Wednesday 31 August 2011

Bugs, bugs, bugs and more bugs

Yeah, the title says enough, I'm afraid.

I think it would be an understatement to say that we found SOME bugs last summer break. We found a lot.
First up was a series of bugs related to the fact that the ELF loader didn't fully comply with the standards. Once that was found it was an easy fix.

Further, what we've unearthed is quite an impressive bug, this bug is related to the paging system, which by the way, is by no means finished yet.

It's this last bug that I've been working on since a while and the last several days I've been getting some small clues of where the bug could be.

At first we thought it could be a memset issue, but by replacing the current memset with a simpler one, we eliminated that as the possible and most obvious cause.

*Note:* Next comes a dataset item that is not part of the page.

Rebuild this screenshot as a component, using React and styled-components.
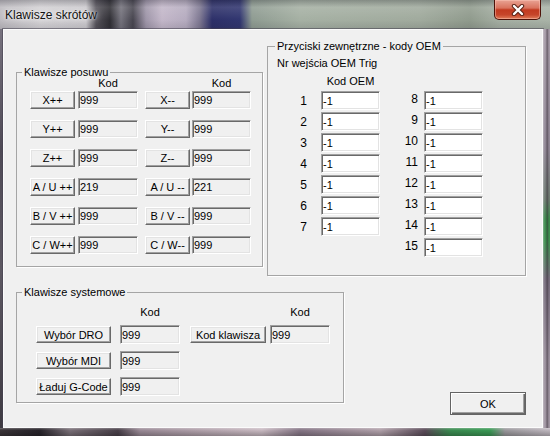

We then continued with some other obvious culprit which was the memory allocation system, which we started testing. During these tests we figured out that the allocator wasn't the issue.

This led me to thinking about the issue in a new light. From the paging perspective, and so I did a little test, to figure out where in memory this bug starts.

As it turns out, once we enter a level of memory above a certain number, we cause page-faults, which in turn cause more page-faults, and so forth.

This issue is probably due to the way I approach paging, but it leads to the more interesting question. What is precisely going wrong, since without knowing that, we can't fix the issue.

That's what we're doing now, so we probably won't meet this sprints target, but that doesn't really matter, as the bugs resolved will have a way higher priority.